**Problem statement:** Start at the line holding "Output the component", stop at the line holding "import React from", and repeat those lines exactly, both ends included; skip the pictures.

**Dataset excerpts:**
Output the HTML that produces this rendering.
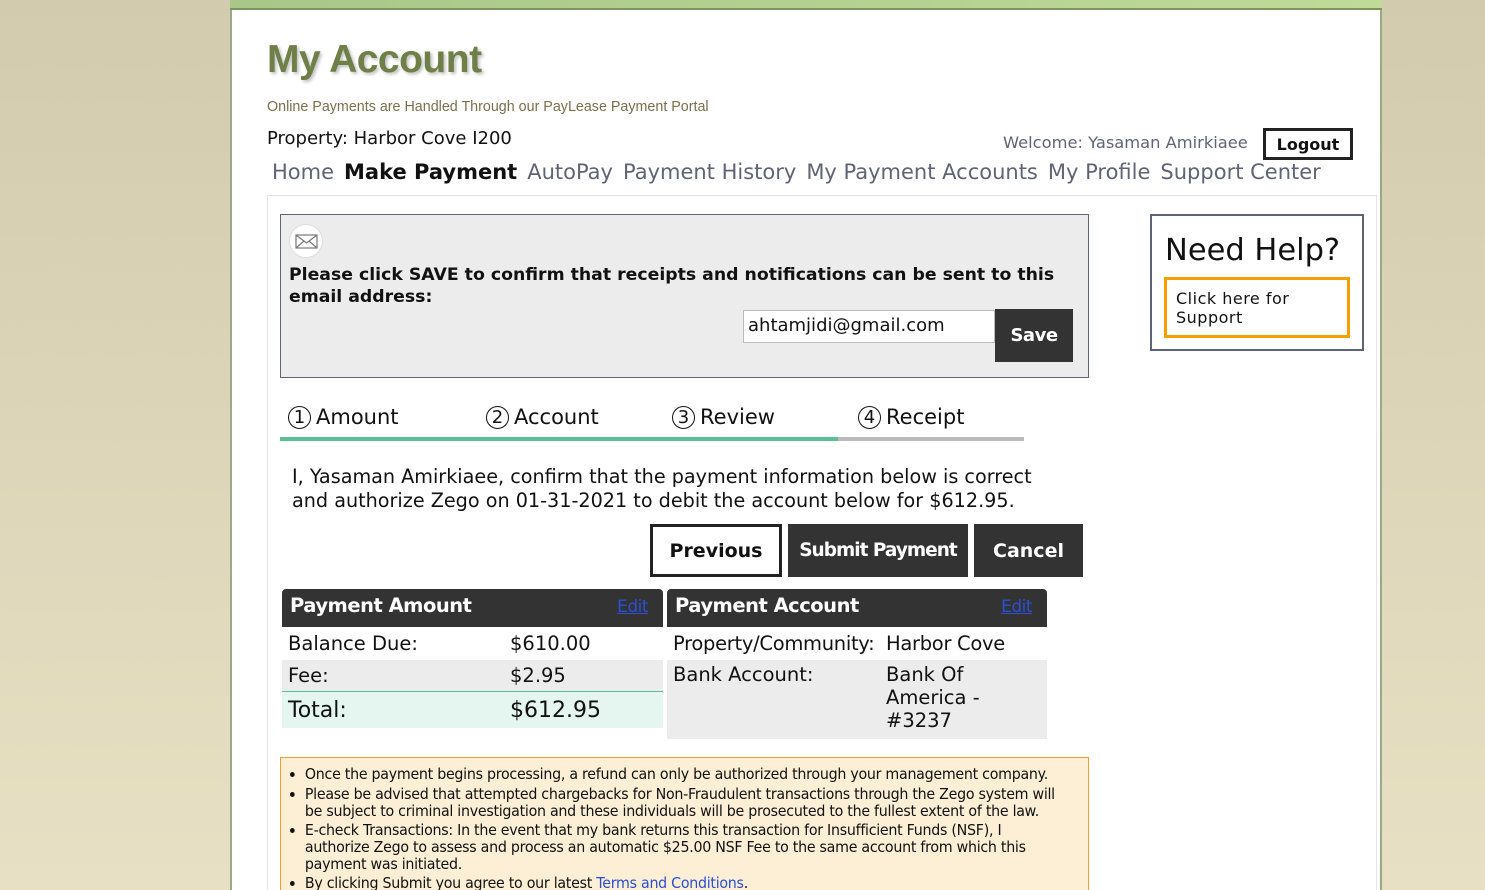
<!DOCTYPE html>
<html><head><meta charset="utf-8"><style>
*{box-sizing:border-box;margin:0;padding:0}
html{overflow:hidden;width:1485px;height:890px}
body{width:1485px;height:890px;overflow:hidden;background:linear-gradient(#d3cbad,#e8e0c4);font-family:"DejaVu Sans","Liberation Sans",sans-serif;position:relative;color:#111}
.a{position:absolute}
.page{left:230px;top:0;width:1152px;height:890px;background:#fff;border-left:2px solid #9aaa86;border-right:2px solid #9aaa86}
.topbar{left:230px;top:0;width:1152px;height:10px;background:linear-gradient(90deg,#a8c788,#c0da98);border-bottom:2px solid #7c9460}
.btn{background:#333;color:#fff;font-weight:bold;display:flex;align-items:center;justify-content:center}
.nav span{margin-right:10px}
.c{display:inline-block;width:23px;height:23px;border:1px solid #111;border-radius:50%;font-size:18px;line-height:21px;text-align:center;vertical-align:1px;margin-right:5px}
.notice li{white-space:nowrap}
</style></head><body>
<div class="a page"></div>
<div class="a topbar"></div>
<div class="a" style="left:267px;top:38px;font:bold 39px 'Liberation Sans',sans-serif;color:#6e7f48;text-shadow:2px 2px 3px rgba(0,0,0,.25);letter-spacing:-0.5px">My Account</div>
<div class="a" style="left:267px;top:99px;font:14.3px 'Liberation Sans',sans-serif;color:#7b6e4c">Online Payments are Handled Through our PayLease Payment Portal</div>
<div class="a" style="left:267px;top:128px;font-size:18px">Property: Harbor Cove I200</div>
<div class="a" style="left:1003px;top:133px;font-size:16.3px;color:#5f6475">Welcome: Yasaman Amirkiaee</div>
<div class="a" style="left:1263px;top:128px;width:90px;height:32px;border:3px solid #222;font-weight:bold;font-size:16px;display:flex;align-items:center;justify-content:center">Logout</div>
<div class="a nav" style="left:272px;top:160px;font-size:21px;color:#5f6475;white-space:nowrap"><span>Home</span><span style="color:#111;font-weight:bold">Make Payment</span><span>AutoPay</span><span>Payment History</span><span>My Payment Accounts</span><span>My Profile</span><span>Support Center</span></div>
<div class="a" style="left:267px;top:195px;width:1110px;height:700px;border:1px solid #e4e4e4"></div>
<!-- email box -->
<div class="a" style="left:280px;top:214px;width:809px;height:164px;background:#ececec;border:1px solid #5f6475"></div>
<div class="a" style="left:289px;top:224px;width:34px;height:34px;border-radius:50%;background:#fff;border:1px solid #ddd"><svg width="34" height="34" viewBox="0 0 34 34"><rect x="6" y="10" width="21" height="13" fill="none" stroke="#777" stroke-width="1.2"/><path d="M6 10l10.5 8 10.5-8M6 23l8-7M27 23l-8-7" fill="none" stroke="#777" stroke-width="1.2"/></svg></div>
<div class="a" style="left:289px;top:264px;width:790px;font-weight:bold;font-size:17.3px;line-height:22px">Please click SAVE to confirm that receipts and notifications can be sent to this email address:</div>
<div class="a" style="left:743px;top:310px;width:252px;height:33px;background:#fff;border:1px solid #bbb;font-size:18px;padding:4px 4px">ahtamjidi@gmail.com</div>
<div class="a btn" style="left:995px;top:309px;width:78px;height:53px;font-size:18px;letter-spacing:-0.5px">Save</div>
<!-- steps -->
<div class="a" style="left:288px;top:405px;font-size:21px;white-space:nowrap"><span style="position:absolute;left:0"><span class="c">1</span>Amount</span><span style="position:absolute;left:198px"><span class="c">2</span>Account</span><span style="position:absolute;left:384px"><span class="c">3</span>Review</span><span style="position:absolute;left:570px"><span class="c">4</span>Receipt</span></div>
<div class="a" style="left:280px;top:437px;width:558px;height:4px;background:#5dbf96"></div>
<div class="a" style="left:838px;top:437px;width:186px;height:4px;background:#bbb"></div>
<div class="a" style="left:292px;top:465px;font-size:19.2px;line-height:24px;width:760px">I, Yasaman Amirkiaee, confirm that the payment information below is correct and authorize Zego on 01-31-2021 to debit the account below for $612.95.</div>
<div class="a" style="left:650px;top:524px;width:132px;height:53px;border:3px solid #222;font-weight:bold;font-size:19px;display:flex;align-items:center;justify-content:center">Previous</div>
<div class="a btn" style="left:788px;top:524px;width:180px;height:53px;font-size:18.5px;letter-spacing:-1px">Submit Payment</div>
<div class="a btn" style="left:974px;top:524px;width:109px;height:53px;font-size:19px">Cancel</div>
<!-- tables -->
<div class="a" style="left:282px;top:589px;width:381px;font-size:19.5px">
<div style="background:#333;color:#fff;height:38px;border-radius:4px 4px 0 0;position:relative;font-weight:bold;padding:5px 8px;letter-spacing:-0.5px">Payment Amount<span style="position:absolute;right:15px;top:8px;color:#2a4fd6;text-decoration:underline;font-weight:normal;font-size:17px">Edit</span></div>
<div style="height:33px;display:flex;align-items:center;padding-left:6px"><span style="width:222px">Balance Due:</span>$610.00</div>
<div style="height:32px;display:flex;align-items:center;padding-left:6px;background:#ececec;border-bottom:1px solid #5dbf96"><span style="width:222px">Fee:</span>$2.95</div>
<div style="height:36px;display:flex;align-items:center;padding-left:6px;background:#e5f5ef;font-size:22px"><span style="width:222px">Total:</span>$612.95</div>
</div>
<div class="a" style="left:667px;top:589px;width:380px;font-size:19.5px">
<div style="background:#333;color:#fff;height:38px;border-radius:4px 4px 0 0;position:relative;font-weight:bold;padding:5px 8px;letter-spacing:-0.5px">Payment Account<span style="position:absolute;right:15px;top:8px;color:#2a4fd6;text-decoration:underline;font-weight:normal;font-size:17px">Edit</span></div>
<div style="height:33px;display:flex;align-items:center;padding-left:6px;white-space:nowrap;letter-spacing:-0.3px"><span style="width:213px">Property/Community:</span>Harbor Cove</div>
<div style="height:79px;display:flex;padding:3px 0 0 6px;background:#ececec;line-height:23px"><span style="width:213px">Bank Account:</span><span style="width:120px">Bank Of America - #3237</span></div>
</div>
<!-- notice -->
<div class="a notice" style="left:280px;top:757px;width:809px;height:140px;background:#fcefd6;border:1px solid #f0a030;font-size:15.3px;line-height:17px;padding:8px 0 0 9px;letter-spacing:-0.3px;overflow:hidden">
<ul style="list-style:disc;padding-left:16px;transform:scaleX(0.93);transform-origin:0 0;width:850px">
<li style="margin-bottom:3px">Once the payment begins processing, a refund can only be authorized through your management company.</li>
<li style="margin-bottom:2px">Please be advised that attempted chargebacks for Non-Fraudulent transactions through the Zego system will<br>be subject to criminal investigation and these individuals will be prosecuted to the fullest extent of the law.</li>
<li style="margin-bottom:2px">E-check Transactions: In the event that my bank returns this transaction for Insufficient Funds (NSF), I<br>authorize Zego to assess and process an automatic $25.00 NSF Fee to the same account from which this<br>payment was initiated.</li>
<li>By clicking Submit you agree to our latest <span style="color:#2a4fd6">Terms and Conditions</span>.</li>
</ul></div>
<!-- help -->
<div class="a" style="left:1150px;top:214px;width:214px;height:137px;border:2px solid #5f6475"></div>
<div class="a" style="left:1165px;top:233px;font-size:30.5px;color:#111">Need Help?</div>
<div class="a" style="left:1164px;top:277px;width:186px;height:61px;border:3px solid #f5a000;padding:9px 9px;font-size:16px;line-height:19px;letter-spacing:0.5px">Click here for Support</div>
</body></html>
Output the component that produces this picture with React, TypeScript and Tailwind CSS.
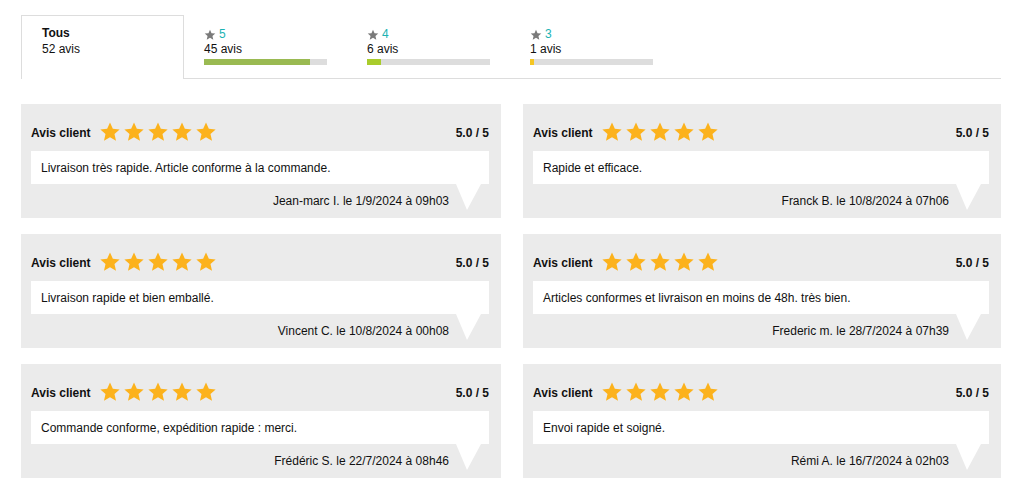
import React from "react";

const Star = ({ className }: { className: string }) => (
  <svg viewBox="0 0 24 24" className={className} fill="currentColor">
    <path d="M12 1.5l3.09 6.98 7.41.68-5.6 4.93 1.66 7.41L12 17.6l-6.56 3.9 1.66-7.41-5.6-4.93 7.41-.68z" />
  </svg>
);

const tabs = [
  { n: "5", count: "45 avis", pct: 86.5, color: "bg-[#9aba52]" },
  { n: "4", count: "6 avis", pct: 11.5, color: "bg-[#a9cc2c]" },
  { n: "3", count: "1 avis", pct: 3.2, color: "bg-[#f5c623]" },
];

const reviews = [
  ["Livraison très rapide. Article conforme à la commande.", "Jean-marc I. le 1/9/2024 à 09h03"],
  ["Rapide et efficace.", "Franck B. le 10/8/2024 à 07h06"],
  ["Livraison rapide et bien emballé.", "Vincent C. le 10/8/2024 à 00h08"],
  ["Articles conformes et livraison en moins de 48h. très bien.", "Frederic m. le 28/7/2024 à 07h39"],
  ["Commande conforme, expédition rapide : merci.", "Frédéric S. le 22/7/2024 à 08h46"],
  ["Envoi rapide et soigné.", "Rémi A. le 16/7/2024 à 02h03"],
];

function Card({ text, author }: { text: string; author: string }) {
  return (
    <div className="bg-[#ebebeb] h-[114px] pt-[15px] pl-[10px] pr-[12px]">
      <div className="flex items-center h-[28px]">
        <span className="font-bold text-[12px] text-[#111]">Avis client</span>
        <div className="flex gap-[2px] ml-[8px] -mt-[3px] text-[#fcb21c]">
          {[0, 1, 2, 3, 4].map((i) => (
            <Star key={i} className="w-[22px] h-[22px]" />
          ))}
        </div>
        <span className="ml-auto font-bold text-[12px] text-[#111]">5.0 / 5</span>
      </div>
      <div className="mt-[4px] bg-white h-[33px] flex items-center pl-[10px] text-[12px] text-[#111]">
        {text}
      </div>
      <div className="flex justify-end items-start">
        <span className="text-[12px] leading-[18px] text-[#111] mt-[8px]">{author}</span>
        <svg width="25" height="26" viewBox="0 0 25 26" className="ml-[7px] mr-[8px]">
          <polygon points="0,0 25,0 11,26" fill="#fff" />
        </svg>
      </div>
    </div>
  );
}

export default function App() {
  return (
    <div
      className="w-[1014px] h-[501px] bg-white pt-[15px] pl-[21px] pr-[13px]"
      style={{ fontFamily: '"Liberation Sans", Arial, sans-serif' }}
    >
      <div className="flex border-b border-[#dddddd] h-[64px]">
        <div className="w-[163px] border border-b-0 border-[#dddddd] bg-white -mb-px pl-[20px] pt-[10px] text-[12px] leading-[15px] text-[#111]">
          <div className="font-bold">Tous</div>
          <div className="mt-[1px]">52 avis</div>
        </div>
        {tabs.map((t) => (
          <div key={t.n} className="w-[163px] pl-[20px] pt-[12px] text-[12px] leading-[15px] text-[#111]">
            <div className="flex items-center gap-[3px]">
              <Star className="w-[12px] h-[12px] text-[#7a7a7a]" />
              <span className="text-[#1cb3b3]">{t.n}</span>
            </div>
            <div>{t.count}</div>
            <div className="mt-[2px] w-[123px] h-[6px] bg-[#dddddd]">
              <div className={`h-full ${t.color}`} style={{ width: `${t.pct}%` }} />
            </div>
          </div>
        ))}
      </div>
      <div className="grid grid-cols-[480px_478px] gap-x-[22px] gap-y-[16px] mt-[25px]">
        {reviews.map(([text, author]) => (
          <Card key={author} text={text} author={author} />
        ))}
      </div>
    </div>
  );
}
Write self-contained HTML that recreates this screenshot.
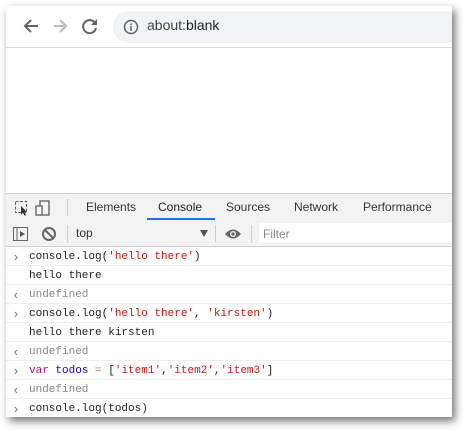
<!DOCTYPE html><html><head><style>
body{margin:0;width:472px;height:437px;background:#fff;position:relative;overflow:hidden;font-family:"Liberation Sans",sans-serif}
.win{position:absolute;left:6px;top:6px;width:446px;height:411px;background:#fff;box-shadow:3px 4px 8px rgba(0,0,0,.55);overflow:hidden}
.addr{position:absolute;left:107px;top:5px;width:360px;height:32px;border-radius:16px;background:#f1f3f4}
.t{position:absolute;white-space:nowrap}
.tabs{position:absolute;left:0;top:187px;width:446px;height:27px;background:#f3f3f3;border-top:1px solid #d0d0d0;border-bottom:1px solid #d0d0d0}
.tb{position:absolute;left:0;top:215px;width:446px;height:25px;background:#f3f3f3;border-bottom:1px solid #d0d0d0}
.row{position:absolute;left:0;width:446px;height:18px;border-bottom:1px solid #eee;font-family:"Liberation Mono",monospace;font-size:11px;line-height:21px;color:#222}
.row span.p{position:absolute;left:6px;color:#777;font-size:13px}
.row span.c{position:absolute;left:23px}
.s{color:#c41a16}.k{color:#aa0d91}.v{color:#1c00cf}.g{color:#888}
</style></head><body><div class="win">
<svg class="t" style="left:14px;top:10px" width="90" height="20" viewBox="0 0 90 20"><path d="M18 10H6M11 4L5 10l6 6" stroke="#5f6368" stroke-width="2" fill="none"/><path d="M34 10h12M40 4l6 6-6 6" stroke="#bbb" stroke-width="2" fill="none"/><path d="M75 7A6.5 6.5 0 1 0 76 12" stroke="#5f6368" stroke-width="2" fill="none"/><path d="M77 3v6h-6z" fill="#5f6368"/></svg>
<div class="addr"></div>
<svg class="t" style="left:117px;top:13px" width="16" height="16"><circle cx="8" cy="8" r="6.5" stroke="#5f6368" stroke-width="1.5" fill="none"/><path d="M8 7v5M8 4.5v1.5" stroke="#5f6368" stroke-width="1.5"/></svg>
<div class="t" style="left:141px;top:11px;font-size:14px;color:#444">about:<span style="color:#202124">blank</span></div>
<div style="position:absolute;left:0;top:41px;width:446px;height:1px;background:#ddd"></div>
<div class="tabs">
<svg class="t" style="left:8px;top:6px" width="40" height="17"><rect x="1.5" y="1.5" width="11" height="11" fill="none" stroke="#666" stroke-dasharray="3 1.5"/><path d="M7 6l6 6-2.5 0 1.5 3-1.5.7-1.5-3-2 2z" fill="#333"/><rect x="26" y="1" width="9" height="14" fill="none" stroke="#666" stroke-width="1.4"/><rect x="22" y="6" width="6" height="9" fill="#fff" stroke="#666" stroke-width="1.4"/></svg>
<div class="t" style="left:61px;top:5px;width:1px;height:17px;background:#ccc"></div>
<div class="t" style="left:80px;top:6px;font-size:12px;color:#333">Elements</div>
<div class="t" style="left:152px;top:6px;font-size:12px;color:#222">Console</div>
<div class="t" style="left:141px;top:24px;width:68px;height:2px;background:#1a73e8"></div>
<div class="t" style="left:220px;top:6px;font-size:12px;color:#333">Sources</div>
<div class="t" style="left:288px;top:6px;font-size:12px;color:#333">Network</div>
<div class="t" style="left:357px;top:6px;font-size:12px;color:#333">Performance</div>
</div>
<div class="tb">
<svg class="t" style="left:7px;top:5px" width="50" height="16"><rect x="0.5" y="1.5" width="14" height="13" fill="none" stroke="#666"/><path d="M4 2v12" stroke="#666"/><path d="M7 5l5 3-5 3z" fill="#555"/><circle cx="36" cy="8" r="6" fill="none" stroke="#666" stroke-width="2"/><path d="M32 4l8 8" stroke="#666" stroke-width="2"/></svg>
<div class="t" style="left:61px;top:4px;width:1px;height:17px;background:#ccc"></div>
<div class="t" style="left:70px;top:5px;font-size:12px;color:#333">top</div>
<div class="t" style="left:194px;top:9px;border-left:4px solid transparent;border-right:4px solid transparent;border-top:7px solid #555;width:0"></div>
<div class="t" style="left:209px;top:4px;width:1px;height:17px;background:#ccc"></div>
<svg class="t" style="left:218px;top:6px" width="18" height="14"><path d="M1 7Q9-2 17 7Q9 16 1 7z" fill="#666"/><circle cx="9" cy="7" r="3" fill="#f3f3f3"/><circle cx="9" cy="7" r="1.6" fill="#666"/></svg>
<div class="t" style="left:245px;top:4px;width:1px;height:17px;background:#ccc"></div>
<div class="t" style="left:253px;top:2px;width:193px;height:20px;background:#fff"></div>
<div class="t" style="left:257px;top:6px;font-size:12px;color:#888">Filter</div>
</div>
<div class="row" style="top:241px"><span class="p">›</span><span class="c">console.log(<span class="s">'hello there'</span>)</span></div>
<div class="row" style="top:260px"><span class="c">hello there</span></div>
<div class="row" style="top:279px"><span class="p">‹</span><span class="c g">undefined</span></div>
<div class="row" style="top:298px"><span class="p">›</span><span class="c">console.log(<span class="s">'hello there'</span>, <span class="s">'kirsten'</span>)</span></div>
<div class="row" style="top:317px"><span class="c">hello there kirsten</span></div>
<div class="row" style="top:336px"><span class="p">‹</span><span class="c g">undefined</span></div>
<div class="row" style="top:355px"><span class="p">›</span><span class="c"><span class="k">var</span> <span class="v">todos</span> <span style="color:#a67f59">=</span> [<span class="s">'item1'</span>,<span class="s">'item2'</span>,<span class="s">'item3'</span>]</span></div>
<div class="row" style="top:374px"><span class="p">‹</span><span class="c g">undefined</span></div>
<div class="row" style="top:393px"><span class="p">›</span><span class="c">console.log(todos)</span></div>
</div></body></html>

**Finished exercise:**
Output the component that produces this picture with React, TypeScript and Tailwind CSS.
import React from "react";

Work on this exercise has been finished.